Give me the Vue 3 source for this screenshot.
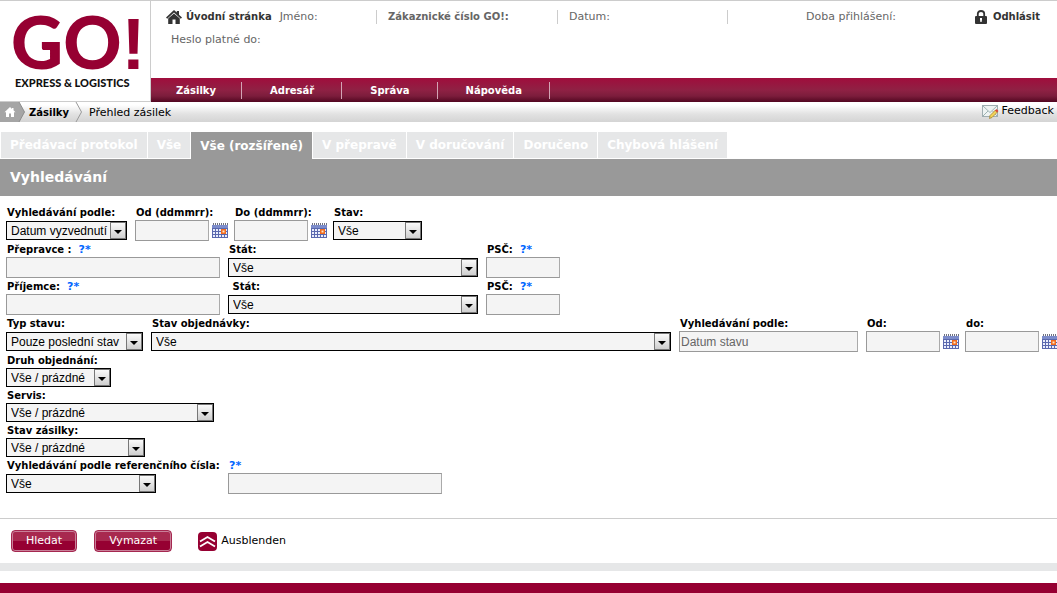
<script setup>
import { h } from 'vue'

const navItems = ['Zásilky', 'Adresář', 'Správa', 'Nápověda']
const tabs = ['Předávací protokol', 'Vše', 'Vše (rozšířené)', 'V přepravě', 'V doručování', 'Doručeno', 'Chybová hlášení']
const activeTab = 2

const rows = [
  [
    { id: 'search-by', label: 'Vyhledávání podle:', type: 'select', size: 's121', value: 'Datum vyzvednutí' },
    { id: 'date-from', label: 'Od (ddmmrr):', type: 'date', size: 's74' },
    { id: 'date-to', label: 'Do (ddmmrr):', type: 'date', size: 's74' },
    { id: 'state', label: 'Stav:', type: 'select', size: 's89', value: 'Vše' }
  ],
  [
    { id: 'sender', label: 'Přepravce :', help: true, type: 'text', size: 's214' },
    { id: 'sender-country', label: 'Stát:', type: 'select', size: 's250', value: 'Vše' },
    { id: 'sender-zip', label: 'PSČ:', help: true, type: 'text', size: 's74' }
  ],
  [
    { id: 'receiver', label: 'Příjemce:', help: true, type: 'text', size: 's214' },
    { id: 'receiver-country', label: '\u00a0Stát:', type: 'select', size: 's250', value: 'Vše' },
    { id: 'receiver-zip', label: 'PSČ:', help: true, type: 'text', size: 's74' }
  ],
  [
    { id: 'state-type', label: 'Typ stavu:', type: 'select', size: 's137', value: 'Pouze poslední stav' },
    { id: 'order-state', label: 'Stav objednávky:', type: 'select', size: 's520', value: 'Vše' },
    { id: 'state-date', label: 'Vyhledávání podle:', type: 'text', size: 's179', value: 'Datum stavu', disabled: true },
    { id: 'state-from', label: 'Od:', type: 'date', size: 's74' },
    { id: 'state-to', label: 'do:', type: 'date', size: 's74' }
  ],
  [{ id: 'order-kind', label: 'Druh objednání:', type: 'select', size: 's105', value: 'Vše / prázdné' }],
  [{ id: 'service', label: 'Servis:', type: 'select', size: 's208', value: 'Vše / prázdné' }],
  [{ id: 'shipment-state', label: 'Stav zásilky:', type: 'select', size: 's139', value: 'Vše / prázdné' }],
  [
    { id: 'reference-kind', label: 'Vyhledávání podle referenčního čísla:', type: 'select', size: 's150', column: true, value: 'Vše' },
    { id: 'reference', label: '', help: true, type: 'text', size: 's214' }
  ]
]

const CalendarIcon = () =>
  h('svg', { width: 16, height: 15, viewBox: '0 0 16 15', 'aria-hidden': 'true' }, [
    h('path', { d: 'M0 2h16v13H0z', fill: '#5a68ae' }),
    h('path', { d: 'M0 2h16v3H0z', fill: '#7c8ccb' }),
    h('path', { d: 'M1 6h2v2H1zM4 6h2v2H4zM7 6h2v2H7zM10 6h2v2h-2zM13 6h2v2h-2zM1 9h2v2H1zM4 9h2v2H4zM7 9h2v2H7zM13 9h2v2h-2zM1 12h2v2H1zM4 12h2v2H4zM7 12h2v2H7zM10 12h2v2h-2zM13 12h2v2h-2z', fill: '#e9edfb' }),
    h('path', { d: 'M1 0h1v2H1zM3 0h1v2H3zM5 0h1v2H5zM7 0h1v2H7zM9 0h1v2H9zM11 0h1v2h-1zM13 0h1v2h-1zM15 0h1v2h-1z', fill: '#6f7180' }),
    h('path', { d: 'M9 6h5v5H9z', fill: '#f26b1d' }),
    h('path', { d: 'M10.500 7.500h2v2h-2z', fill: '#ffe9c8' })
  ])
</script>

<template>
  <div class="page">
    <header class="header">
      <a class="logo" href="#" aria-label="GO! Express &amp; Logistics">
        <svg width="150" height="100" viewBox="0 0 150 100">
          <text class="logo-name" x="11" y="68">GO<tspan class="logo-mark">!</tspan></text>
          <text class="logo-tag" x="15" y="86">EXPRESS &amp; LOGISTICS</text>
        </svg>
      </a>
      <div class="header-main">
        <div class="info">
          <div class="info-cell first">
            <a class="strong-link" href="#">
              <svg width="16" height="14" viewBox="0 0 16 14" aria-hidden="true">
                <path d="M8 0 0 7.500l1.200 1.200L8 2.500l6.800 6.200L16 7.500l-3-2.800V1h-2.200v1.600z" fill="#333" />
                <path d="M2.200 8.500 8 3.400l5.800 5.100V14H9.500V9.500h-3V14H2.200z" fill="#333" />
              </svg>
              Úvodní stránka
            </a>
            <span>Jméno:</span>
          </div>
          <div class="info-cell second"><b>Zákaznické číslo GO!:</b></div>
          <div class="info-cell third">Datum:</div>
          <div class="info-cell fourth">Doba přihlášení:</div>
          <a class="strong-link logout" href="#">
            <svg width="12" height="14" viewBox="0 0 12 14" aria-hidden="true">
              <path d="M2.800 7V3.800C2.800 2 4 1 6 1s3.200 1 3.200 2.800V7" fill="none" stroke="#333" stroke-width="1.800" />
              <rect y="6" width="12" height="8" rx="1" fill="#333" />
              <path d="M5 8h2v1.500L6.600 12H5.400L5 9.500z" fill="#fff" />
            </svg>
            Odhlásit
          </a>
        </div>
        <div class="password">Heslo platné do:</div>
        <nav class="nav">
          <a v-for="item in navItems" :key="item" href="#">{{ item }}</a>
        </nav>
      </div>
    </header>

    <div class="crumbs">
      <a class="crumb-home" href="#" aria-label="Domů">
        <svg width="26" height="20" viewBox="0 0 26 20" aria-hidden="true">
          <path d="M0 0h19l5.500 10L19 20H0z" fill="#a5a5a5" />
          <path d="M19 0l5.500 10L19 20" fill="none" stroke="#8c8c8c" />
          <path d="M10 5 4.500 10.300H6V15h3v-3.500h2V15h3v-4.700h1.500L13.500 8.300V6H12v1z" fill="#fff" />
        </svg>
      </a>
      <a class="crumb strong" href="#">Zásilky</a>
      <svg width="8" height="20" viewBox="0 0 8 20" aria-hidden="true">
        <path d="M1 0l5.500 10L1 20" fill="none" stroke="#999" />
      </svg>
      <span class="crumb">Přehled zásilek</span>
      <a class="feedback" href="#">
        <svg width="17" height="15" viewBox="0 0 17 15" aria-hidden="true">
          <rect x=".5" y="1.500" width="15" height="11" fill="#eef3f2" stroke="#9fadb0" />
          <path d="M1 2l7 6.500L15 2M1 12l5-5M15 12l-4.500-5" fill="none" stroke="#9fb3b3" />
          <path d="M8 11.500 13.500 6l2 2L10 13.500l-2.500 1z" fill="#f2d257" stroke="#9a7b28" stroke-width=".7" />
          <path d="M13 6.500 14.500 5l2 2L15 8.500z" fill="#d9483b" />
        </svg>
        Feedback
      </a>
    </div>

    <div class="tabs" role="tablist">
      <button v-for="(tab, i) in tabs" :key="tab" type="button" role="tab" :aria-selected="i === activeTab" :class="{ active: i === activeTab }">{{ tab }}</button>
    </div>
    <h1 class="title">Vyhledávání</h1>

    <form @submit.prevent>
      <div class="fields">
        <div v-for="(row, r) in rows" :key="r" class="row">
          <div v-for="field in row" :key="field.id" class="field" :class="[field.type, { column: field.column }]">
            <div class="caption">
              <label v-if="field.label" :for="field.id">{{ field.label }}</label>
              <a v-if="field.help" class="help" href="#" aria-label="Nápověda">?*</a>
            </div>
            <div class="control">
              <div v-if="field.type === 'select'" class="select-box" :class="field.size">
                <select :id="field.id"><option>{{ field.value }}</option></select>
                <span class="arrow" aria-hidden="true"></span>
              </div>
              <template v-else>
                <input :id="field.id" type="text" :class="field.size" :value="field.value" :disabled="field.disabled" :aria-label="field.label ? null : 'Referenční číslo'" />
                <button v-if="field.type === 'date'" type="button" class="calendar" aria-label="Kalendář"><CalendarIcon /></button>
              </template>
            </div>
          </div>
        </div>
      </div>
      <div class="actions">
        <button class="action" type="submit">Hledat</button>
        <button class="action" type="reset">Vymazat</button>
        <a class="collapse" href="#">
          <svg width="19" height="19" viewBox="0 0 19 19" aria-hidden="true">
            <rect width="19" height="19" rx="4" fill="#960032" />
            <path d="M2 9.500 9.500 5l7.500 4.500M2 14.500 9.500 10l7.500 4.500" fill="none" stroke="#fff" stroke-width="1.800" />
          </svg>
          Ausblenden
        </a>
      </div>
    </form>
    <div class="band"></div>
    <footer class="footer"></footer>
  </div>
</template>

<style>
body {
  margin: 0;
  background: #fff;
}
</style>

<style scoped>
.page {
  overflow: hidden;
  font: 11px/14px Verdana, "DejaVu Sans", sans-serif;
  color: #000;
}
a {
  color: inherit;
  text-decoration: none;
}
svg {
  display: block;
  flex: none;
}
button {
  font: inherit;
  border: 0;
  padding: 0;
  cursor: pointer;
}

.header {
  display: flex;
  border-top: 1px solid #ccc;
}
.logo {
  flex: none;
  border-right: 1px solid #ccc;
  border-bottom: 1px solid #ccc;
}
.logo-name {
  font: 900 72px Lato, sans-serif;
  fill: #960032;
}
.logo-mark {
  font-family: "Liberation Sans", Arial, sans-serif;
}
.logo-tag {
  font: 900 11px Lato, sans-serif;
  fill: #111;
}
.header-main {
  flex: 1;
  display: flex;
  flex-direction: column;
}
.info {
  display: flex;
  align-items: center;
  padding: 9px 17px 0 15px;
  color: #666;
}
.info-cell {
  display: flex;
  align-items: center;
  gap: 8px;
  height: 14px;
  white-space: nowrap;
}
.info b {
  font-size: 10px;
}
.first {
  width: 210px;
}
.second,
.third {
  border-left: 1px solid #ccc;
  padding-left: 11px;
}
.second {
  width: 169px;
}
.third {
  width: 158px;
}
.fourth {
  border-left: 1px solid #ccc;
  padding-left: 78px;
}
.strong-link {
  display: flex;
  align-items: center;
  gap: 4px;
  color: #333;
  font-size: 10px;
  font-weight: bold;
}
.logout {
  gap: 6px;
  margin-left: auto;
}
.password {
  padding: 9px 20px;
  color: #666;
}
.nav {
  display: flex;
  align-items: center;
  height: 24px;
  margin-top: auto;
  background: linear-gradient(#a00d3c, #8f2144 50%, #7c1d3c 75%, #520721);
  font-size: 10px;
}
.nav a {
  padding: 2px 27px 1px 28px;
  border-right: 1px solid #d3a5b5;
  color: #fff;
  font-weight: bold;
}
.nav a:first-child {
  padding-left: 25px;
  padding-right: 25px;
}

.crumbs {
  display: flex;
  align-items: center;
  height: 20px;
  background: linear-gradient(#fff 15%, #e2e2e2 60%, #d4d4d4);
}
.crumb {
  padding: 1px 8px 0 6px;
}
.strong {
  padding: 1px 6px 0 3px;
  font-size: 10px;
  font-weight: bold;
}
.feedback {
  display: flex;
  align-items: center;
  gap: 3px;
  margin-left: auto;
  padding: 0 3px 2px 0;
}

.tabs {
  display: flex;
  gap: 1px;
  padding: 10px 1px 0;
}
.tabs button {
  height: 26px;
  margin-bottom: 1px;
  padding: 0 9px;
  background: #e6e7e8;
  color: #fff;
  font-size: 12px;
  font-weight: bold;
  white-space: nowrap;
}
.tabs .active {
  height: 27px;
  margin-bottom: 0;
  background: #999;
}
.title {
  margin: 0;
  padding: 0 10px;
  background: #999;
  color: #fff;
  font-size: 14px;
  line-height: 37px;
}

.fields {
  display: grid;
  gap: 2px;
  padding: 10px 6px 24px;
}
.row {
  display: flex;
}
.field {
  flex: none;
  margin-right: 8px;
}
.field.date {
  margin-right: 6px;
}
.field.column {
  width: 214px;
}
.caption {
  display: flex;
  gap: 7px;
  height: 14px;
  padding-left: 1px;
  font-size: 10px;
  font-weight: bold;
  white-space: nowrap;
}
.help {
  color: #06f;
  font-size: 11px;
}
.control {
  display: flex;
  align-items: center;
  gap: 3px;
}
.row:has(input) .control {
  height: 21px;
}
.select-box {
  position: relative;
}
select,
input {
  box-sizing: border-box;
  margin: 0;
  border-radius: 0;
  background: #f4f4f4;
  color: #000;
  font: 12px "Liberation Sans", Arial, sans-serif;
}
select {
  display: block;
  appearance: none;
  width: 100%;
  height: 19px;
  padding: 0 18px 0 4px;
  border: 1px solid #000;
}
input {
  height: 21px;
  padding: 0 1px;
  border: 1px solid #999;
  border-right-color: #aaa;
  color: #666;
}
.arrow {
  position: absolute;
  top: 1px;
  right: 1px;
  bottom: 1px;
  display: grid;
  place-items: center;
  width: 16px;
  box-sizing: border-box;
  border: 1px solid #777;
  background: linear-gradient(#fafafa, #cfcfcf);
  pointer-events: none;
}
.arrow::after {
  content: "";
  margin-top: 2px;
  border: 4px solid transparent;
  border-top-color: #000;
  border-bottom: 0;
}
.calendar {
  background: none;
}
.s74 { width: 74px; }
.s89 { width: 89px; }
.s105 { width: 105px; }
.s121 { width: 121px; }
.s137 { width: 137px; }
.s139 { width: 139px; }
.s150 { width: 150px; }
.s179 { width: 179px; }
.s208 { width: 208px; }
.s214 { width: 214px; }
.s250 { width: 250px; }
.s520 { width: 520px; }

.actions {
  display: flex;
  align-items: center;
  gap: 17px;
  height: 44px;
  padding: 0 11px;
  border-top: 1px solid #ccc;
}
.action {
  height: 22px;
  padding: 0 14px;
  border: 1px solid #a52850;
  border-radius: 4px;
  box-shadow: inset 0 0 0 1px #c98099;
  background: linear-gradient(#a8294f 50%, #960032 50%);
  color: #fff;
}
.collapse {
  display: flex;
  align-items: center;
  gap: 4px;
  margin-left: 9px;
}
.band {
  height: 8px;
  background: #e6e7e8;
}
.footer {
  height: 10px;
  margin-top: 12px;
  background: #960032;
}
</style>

§ **THE EXERCISE**:
Repeat the lines of the listing above verbatim, beginning at its first line and ending at the line containing "const activeTab = 2", which is included. Omit pictures.

§ **RESPONSE TO THE EXERCISE**:
Give me the Vue 3 source for this screenshot.
<script setup>
import { h } from 'vue'

const navItems = ['Zásilky', 'Adresář', 'Správa', 'Nápověda']
const tabs = ['Předávací protokol', 'Vše', 'Vše (rozšířené)', 'V přepravě', 'V doručování', 'Doručeno', 'Chybová hlášení']
const activeTab = 2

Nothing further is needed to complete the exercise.